PROVIDED MATERIAL -
....
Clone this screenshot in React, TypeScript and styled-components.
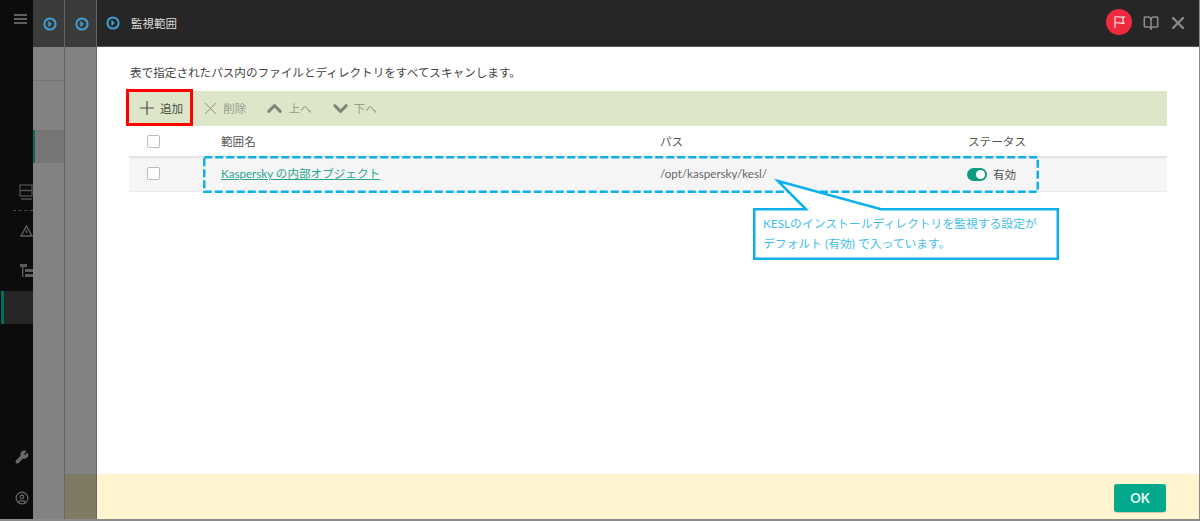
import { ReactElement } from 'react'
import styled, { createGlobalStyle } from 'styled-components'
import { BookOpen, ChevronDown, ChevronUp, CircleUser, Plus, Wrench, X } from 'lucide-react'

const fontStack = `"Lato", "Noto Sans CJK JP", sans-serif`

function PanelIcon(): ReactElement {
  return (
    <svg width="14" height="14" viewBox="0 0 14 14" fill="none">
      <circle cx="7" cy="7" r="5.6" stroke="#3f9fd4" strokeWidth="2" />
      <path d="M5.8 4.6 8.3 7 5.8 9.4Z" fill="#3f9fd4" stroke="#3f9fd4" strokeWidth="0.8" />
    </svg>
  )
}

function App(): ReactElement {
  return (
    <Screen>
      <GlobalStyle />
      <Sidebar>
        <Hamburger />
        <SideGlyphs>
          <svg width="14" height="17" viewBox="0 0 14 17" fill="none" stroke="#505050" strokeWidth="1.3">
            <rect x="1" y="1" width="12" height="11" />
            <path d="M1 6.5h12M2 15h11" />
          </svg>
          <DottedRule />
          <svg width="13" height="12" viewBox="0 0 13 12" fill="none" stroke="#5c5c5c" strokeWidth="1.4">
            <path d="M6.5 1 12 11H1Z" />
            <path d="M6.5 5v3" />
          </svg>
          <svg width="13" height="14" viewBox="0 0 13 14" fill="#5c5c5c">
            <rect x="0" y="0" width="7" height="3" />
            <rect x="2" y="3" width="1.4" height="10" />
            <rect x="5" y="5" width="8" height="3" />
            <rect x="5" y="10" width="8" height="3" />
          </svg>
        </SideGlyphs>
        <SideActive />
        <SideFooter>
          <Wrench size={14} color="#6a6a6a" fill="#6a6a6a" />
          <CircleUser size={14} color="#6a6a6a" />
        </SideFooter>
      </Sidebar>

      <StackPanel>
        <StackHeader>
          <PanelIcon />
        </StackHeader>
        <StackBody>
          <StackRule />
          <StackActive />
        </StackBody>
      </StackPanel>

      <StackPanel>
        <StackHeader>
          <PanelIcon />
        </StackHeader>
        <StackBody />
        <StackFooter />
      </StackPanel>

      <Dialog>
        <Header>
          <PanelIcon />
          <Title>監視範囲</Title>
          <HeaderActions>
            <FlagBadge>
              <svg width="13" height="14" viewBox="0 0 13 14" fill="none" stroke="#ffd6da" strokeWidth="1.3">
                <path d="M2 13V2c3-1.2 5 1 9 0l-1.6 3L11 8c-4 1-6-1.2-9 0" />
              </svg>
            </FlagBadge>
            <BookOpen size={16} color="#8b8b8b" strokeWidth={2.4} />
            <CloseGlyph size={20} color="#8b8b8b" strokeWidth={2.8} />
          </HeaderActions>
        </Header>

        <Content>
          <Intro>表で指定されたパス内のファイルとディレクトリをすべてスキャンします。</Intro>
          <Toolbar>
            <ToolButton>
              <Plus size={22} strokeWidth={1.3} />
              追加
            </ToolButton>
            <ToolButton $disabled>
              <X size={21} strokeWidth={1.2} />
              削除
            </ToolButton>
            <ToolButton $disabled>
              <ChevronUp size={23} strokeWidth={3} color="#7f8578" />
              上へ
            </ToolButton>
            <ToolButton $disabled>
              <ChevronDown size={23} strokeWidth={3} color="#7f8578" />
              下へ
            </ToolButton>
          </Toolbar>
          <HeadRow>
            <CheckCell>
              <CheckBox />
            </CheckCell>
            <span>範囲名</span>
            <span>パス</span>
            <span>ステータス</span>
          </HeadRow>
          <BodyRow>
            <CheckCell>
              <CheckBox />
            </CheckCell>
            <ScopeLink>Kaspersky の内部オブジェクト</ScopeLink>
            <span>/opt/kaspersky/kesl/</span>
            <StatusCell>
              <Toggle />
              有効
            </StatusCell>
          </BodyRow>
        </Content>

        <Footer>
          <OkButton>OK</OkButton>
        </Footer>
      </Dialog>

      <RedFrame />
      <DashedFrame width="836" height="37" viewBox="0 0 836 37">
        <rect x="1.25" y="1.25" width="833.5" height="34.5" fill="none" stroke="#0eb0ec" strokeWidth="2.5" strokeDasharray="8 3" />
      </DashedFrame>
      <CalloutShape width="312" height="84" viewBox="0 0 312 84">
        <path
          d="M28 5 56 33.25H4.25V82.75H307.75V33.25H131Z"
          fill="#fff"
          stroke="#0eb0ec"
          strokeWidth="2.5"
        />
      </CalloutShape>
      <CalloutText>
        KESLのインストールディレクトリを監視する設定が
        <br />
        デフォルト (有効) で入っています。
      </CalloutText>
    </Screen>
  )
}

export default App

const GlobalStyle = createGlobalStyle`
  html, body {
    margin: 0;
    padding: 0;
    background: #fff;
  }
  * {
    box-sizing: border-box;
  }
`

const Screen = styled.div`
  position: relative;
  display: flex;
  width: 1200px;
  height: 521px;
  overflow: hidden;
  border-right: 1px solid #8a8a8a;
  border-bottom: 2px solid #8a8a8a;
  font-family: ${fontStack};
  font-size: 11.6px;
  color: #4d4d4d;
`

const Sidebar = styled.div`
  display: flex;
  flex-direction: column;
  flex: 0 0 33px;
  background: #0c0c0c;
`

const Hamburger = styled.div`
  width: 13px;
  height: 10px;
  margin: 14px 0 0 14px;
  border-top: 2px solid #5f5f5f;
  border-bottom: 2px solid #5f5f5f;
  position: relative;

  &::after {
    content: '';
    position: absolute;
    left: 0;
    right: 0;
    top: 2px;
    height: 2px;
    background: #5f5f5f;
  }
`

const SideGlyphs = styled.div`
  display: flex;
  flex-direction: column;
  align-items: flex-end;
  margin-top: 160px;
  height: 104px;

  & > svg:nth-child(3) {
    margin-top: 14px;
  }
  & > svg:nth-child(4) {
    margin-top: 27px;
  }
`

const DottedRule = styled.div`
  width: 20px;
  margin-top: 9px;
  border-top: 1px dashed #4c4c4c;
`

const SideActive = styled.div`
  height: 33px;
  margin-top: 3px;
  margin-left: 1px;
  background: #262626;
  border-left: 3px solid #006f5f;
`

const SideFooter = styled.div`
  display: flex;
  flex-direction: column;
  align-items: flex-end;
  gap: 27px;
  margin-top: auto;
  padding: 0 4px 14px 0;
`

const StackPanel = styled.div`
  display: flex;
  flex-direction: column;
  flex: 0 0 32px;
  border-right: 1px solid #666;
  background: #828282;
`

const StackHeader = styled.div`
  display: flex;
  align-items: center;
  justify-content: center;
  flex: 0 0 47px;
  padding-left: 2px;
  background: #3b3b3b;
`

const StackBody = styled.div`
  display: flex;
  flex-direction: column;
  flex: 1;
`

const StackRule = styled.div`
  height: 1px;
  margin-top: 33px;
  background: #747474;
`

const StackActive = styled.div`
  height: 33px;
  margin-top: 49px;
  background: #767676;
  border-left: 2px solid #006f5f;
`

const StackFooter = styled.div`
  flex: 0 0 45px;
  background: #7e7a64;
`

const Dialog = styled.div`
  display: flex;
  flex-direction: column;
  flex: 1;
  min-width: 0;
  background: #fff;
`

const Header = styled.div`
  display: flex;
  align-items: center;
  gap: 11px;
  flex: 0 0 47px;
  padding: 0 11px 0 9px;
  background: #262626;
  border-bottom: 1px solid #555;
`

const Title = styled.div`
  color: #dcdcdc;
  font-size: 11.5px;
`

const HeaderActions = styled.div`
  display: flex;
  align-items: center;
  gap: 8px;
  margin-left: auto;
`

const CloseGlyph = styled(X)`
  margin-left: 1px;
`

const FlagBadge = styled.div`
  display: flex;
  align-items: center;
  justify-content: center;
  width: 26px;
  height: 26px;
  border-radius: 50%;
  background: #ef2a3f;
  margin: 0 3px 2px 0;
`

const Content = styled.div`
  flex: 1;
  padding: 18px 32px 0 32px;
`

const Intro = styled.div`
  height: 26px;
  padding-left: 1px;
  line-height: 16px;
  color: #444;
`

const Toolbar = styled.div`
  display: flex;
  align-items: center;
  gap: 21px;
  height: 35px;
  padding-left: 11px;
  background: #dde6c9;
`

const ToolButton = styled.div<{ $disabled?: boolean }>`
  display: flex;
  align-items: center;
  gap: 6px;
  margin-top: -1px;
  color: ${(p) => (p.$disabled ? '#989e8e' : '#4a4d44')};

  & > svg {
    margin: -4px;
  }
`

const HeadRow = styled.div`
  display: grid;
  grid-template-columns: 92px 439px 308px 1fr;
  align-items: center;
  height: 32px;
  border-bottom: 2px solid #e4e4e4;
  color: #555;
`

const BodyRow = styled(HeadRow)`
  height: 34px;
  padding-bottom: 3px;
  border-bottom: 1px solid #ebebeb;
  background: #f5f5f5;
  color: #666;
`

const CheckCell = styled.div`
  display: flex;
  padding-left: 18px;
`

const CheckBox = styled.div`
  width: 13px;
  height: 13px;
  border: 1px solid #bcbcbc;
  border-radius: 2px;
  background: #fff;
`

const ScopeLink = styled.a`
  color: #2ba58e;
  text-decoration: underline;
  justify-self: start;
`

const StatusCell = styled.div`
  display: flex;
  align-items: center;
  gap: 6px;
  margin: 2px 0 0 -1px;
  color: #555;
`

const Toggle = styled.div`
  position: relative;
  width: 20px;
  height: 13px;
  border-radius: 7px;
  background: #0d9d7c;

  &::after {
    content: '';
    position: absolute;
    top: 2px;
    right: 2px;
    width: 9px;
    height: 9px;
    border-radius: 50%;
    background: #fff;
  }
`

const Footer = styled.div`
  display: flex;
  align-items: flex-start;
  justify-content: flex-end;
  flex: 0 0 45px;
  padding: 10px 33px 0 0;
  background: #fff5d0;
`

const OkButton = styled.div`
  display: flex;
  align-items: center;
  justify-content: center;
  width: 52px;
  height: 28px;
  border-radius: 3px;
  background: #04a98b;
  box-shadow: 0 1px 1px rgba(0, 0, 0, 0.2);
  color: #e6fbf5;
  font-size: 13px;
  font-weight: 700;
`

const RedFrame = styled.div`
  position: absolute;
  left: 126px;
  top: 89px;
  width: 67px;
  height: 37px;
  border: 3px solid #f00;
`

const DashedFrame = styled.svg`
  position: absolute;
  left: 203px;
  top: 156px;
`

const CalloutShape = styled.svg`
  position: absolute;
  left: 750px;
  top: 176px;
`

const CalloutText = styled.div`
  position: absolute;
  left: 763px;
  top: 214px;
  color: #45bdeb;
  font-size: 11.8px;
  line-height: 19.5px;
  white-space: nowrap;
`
....
REQUIREMENT -
The word "components" appears in how many lines of the data? Answer with only the number.

WRITTEN ANSWER -
2